Старорежимный чиновник. Из личных воспоминаний от школы до эмиграции. 1874-1920 гг. (Романов) - страница 261

Тяготило меня одно обстоятельство — это воспрещение выходить из квартиры и невозможность выехать из Киева. Возникали разные предположения о моей отправке: то в санитарном поезде, то в чехословацком эшелоне. Однажды был даже уже назначен день моего отъезда, была сообщена мне заранее моя фамилия: «Ченек-Ветешник». Тогда я никак не мог ее зазубрить, а потом запомнил на всю жизнь. По разным причинам, главным образом, вследствие болтливости людей, даже расположенных ко мне, предположения о выезде не осуществлялись. Я понял после этого, что подпольное существование требует абсолютной тайны, иначе всегда легко можно попасться. Я решил сначала отрастить себе бороду, радикально изменить внешность и тогда уже тронуться в путь, тем более, что доброжелатели предупреждали, что моя карточка продолжала фигурировать на вокзале. Однако, пока я занимался ращением бороды, произошли обстоятельства, которые лишили нас всякой надежды на помощь одесского французского десанта, а вскоре и самая Одесса была захвачена петлюровцами и вслед за ними большевиками. Надо было уже как-нибудь пережить большевизм, скрываться от нового врага, которому я был, быть может, менее интересен, чем петлюровцам, но от которого нельзя было ожидать, конечно, ничего хорошего.

Через месяц, от сидения в комнатах, я почувствовал себя плохо, у меня начались головокружения, и С. разрешил мне гулять по двору с 9–10 часов вечера; это было величайшее наслаждение — право дышать чистым морозным воздухом, обонять запах снега. Когда жизнь стеснена — начинаешь ценить все ее мелочи, мало заметные на свободе.

Недели через три после победы Петлюры над гетманом уже не было сомнения что украинцы будут вытеснены большевиками. Обычным путем, по Черниговскому шоссе, наступали орды большевиков. Население молилось об одном, чтобы на этот раз не повторилась прежняя бомбардировка Киева. Правительство Петлюры, кроме трусливой кровожадности, отличалось особой на этот раз смехотворностью. Социалистические опыты были на время оставлены; главное внимание было сосредоточено на усиленной украинизации столицы Украины — Киева и на рекламном возбуждении в населении доверия к боевой мощи и непобедимости.

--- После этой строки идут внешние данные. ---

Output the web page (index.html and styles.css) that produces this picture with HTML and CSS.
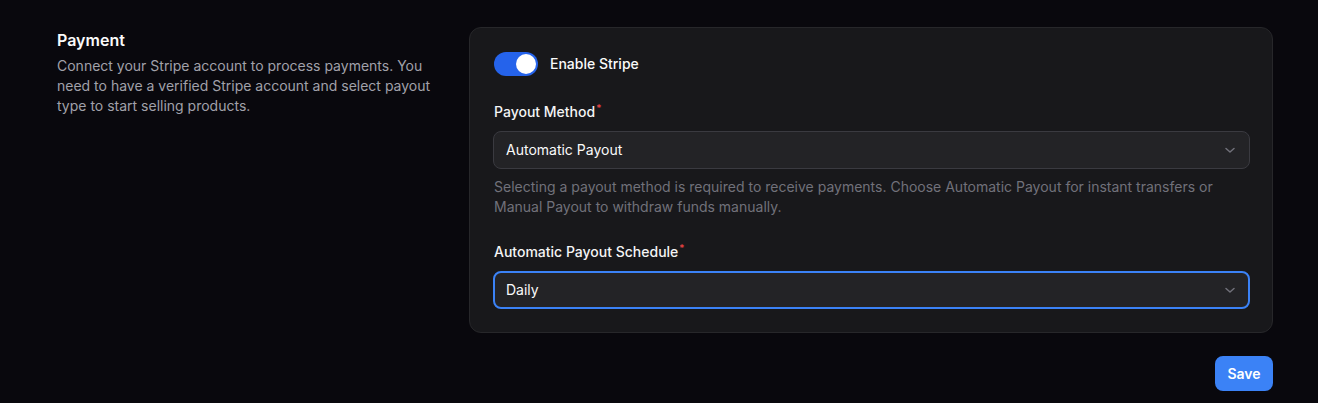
FILE: index.html
```html
<!DOCTYPE html>
<html lang="en">
<head>
<meta charset="utf-8">
<title>Payment settings</title>
<link rel="stylesheet" href="styles.css">
</head>
<body>
<main class="page">
  <section class="settings">
    <div class="intro">
      <h2 class="intro-title">Payment</h2>
      <p class="intro-text">Connect your Stripe account to process payments. You need to have a verified Stripe account and select payout type to start selling products.</p>
    </div>
    <div class="card">
      <div class="toggle-row">
        <span class="toggle"><span class="knob"></span></span>
        <span class="toggle-label">Enable Stripe</span>
      </div>
      <div class="field">
        <label class="label">Payout Method<span class="req">*</span></label>
        <div class="select">
          <span>Automatic Payout</span>
          <svg class="chev" width="16" height="16" viewBox="0 0 16 16" fill="none"><path d="M4 6.5l4 3.5 4-3.5" stroke="currentColor" stroke-width="1.5" stroke-linecap="round" stroke-linejoin="round"/></svg>
        </div>
        <p class="help">Selecting a payout method is required to receive payments. Choose Automatic Payout for instant transfers or Manual Payout to withdraw funds manually.</p>
      </div>
      <div class="field field-last">
        <label class="label">Automatic Payout Schedule<span class="req">*</span></label>
        <div class="select select-focus">
          <span>Daily</span>
          <svg class="chev" width="16" height="16" viewBox="0 0 16 16" fill="none"><path d="M4 6.5l4 3.5 4-3.5" stroke="currentColor" stroke-width="1.5" stroke-linecap="round" stroke-linejoin="round"/></svg>
        </div>
      </div>
    </div>
  </section>
  <div class="actions">
    <button class="save">Save</button>
  </div>
</main>
</body>
</html>
```

FILE: styles.css
```css
* { box-sizing: border-box; }
html, body { margin: 0; padding: 0; }
body {
  background: #09080d;
  color: #fafafa;
  font-family: Inter, "Noto Sans", sans-serif;
  font-size: 14px;
  line-height: 20px;
}
.page {
  padding: 27px 45px 0 57px;
}
.settings {
  display: grid;
  grid-template-columns: 388px 1fr;
  gap: 24px;
}
.intro-title {
  margin: 1px 0 0;
  font-size: 16px;
  line-height: 24px;
  font-weight: 600;
  color: #fafafa;
}
.intro-text {
  margin: 4px 0 0;
  color: #a1a1aa;
  font-size: 14px;
  line-height: 20px;
}
.card {
  background: #18181b;
  border: 1px solid #27272a;
  border-radius: 12px;
  padding: 24px 23px 23px 24px;
}
.toggle-row {
  display: flex;
  align-items: center;
  gap: 12px;
  height: 24px;
}
.toggle {
  width: 44px;
  height: 24px;
  border-radius: 12px;
  background: #2563eb;
  display: flex;
  align-items: center;
  justify-content: flex-end;
  padding: 2px;
}
.knob {
  width: 20px;
  height: 20px;
  border-radius: 50%;
  background: #ffffff;
}
.toggle-label {
  font-weight: 500;
  color: #fafafa;
}
.field { margin-top: 25px; }
.label {
  display: block;
  font-weight: 500;
  color: #f4f4f5;
  padding-top: 1px;
  margin-bottom: 9px;
}
.req {
  color: #ef4444;
  font-size: 10px;
  vertical-align: top;
  line-height: 10px;
  position: relative;
  top: 1px;
  margin-left: 1px;
}
.select {
  display: flex;
  align-items: center;
  justify-content: space-between;
  height: 38px;
  margin: 0 -1px;
  padding: 0 11px 0 12px;
  background: #232326;
  border: 1px solid #3a3a40;
  border-radius: 8px;
  color: #fafafa;
}
.select-focus {
  border: 2px solid #3b82f6;
  padding: 0 10px 0 11px;
}
.chev { color: #71717a; flex: none; }
.help {
  margin: 8px 0 0;
  color: #71717a;
}
.field-last { margin-top: 24px; }
.actions {
  display: flex;
  justify-content: flex-end;
  margin-top: 23px;
}
.save {
  font-family: Inter, "Noto Sans", sans-serif;
  font-size: 14px;
  font-weight: 600;
  color: #ffffff;
  background: #3b82f6;
  border: none;
  border-radius: 8px;
  height: 35px;
  width: 58px;
  padding: 0;
}
```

Украинизация проявлялась преимущественно в замене русских названий улиц и вывесок, не исключая докторских и адвокатских, а также в требовании украшать все дома желто-голубыми флагами; так как в большинстве случаев приходилось менять одну-две буквы или выкинуть твердый знак, то дома города, в особенности Крещатик, запестрели белыми латками, заклейками и поправками букв на вывесках. Эта комичная пестрота уличных вывесок и дверных карточек явилась единственным, пережившим петлюровское правительство, результатом его деятельности. На почве срочного, под страхом суровых наказаний, обезображения вывесок происходили юмористические случаи, вызываемые незнанием «мовы» или желанием торговцев перехитрить власть. Один мой знакомый был свидетелем сцены, когда какой-то лавочник — еврей патетически кричал рабочим, исправлявшим его вывески: «ой, куда же вы его забросили, ищите его, ведь он еще потом пригодится», «он» это был твердый знак с выпуклой вывески магазина. Вместо флагов на домах вывешивались, за недостатком материи, безобразные тряпки, по оттенками приближавшиеся к желтому и голубому цвету. Вообще, если бы не проливаемая кровь, то Петлюра доставил бы киевлянам столько же развлечения, как бытовой, полный народного юмора, малорусский водевиль.